Overcoming the Short-Wave Infrared Barrier in the Photoluminescence of Amino-As Based Indium Arsenide Quantum Dots
Satyaprakash Panda a b, Luca De Trizio c, Liberato Manna a
a Nanochemistry Department, Istituto Italiano di Tecnologia, Via Morego 30, Genova 16163, Italy
b Dipartimento di Chimica e Chimica Industriale, Università degli Studi di Genova, Via Dodecaneso 31, Genova, 16146 Italy
c Chemistry Facility, Istituto Italiano di Tecnologia, Via Morego 30, 16163 Genova, Italy
Proceedings of Emerging Light Emitting Materials 2025 (EMLEM25)
La Canea, Greece, 2025 October 8th - 10th
Organizers: Maksym Kovalenko and Grigorios Itskos
Oral, Satyaprakash Panda, presentation 021
Publication date: 17th July 2025

Colloidal quantum dots (QDs) with infrared (IR) absorption and emission are promising candidates for next-generation optoelectronic applications, such as solar concentrators, light-emitting diodes, optical communication systems, biological imaging, and night or fog vision devices.1 To date, the best-performing IR QDs have been based on Pb- and Hg-chalcogenides, whose synthesis protocols are now well established.2 However, the inherent toxicity and environmental concerns associated with these materials limit their suitability for consumer and biomedical technologies, prompting a shift toward less toxic alternatives.3 Indium arsenide (InAs) QDs present a viable alternative due to their RoHS compliance and size-tunable bandgap, which spans a broad spectral range from 700 to more than 1700 nm.4 Despite their potential, early InAs QD syntheses relied on the use of pyrophoric, expensive, and commercially limited arsenic precursors. This challenge was mitigated with the introduction of tris(dimethylamino)arsine (amino-As), a non-pyrophoric, cost-effective As precursor.5 The key characteristic of amino-As is that it requires the use of a reducing agent to convert As3+ to As3-, which is necessary for the formation of InAs.
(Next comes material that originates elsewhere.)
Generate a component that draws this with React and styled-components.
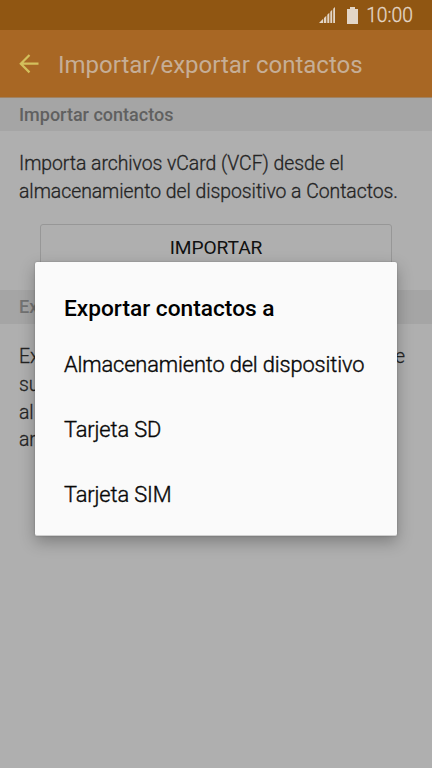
import React from 'react';
import styled, { createGlobalStyle } from 'styled-components';

const GlobalStyle = createGlobalStyle`
  * {
    box-sizing: border-box;
  }

  body {
    margin: 0;
    background-color: #afafaf;
    font-family: Roboto, 'Liberation Sans', sans-serif;
  }
`;

const Screen = styled.div`
  position: relative;
  height: 768px;
  overflow: hidden;
  background-color: #afafaf;
`;

const StatusBar = styled.div`
  display: flex;
  justify-content: flex-end;
  align-items: center;
  height: 30px;
  padding-right: 19px;
  background-color: #905612;
  color: #e3d6c7;
`;

const Clock = styled.span`
  margin-left: 8px;
  padding-top: 2px;
  font-size: 19.3px;
  font-weight: 300;
  line-height: 30px;
  -webkit-text-stroke: 0.3px currentColor;
`;

const SignalIcon = styled.svg`
  width: 17px;
  height: 17px;
  margin-right: 11px;
`;

const BatteryIcon = styled.svg`
  width: 11px;
  height: 17px;
`;

const Header = styled.header`
  display: flex;
  align-items: center;
  height: 68px;
  padding-left: 19px;
  background-color: #a86724;
  border-bottom: 1px solid #a08262;
`;

const BackIcon = styled.svg`
  width: 20px;
  height: 20px;
  margin-right: 19px;
`;

const Title = styled.h1`
  margin: 2px 0 0;
  color: #c6ae96;
  font-size: 24px;
  font-weight: 400;
  white-space: nowrap;
`;

const SectionTitle = styled.h2`
  height: ${(props) => props.$height}px;
  margin: 0;
  padding-left: 19px;
  background-color: #a5a5a5;
  color: ${(props) => props.$color};
  font-size: 18px;
  font-weight: 500;
  line-height: ${(props) => props.$height}px;
`;

const Section = styled.section`
  height: ${(props) => props.$height};
  padding: 19px 0 0 19px;
`;

const Text = styled.p`
  margin: 0;
  color: #242424;
  font-size: 19.4px;
  font-weight: 300;
  letter-spacing: -0.04px;
  line-height: 27.8px;
  white-space: nowrap;
  -webkit-text-stroke: 0.3px currentColor;
`;

const FullLine = styled.span`
  display: block;
  width: 386px;
  white-space: normal;
  text-align: justify;
  text-align-last: justify;
`;

const ImportButton = styled.button`
  display: block;
  width: 352px;
  height: 46px;
  margin: 18px 0 0 21px;
  padding: 2px 0 0;
  border: 1px solid #979797;
  border-radius: 3px;
  background: none;
  color: #111;
  font-family: inherit;
  font-size: 19.2px;
  letter-spacing: -0.1px;
`;

const Dialog = styled.div`
  position: absolute;
  top: 262px;
  left: 35px;
  width: 362px;
  height: 274px;
  padding: 28px 0 0 29px;
  border-bottom: 1px solid #cfcfcf;
  border-radius: 2px;
  background-color: #fafafa;
  box-shadow: 0 0 2px rgba(0, 0, 0, 0.25), 0 6px 16px rgba(0, 0, 0, 0.28);
`;

const DialogTitle = styled.h2`
  margin: 0;
  color: #000;
  font-size: 22.7px;
  font-weight: 500;
  line-height: 38px;
`;

const OptionList = styled.ul`
  margin: 5px 0 0;
  padding: 0;
  list-style: none;
`;

const Option = styled.li`
  height: 65px;
  color: #080808;
  font-size: 21.8px;
  font-weight: 300;
  letter-spacing: -0.12px;
  line-height: 64px;
  white-space: nowrap;
  -webkit-text-stroke: 0.4px currentColor;
`;

const options = ['Almacenamiento del dispositivo', 'Tarjeta SD', 'Tarjeta SIM'];

function App() {
  return (
    <Screen>
      <GlobalStyle />
      <StatusBar>
        <SignalIcon viewBox="0 0 17 17" fill="currentColor">
          <path d="M0 16L4.2 11.8V16ZM5 11L7.3 8.7V16H5ZM8.3 7.7L10.3 5.7V16H8.3ZM11.3 4.7L13.2 2.8V16H11.3ZM14.2 1.8L16 0V16H14.2Z" />
        </SignalIcon>
        <BatteryIcon viewBox="0 0 11 17" fill="currentColor">
          <path d="M3 0H8V2H11V17H0V2H3Z" />
        </BatteryIcon>
        <Clock>10:00</Clock>
      </StatusBar>
      <Header>
        <BackIcon viewBox="0 0 20 20" fill="none" stroke="#d3c05c" strokeWidth="2.2">
          <path d="M10.5 1L1.8 9.7L10.5 18.4M2 9.7H19.5" />
        </BackIcon>
        <Title>Importar/exportar contactos</Title>
      </Header>
      <SectionTitle $height={33} $color="#606060">Importar contactos</SectionTitle>
      <Section $height="159px">
        <Text>
          Importa archivos vCard (VCF) desde el
          <br />
          almacenamiento del dispositivo a Contactos.
        </Text>
        <ImportButton type="button">IMPORTAR</ImportButton>
      </Section>
      <SectionTitle $height={34} $color="#727272">Exportar contactos</SectionTitle>
      <Section $height="auto">
        <Text>
          <FullLine>Exporta los contactos del dispositivo desde</FullLine>
          su memoria
          <br />
          al almacenamiento como
          <br />
          archivos vCard.
        </Text>
      </Section>
      <Dialog role="dialog">
        <DialogTitle>Exportar contactos a</DialogTitle>
        <OptionList>
          {options.map((option) => (
            <Option key={option}>{option}</Option>
          ))}
        </OptionList>
      </Dialog>
    </Screen>
  );
}

export default App;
Despite the advances made with amino-As synthesis routes, achieving InAs QDs with high photoluminescence (PL) quantum yield (QY) beyond 1000 nm remains challenging.6 Moreover, syntheses using amino-As typically rely on reducing agents that are either low-boiling or dissolved in volatile solvents, leading to reaction instability, including temperature fluctuations, and hazardous boiling bursts.

To address these limitations, we synthesized a novel high-boiling reducing agent, which enabled the development of stable and scalable reaction pathways for amino-As-based InAs QDs. In detail, we could produce InAs QDs with excitonic absorption peaks tunable down to 935nm, which, after ZnSe shelling, exhibited impressive PLQys of 75% (at 905 nm) and 60% (at 1000 nm). Larger InAs QDs, with excitonic absorption and emission extending into the short-wave infrared (SWIR) region, were also synthesized by developing a seeded growth approach to increase the QD size. Remarkably, the thermal stability of our reducing agent enables continuous precursor injection without triggering boiling-related issues. Upon ZnSe shelling QDs with record PLQYs of 46% at 1160 nm, 38% at 1250 nm, 32% at 1335 nm, and 23% at 1430 nm were achieved. 

These advancements collectively establish a robust, scalable, cost-effective, and safer synthetic route for producing highly luminescent InAs QDs with tunable emission spanning the near-IR to SWIR. This work significantly advances the practical viability of InAs-based nanocrystals for integration into next-generation IR optoelectronic applications, including biomedical diagnostics, environmental sensing, and telecommunications.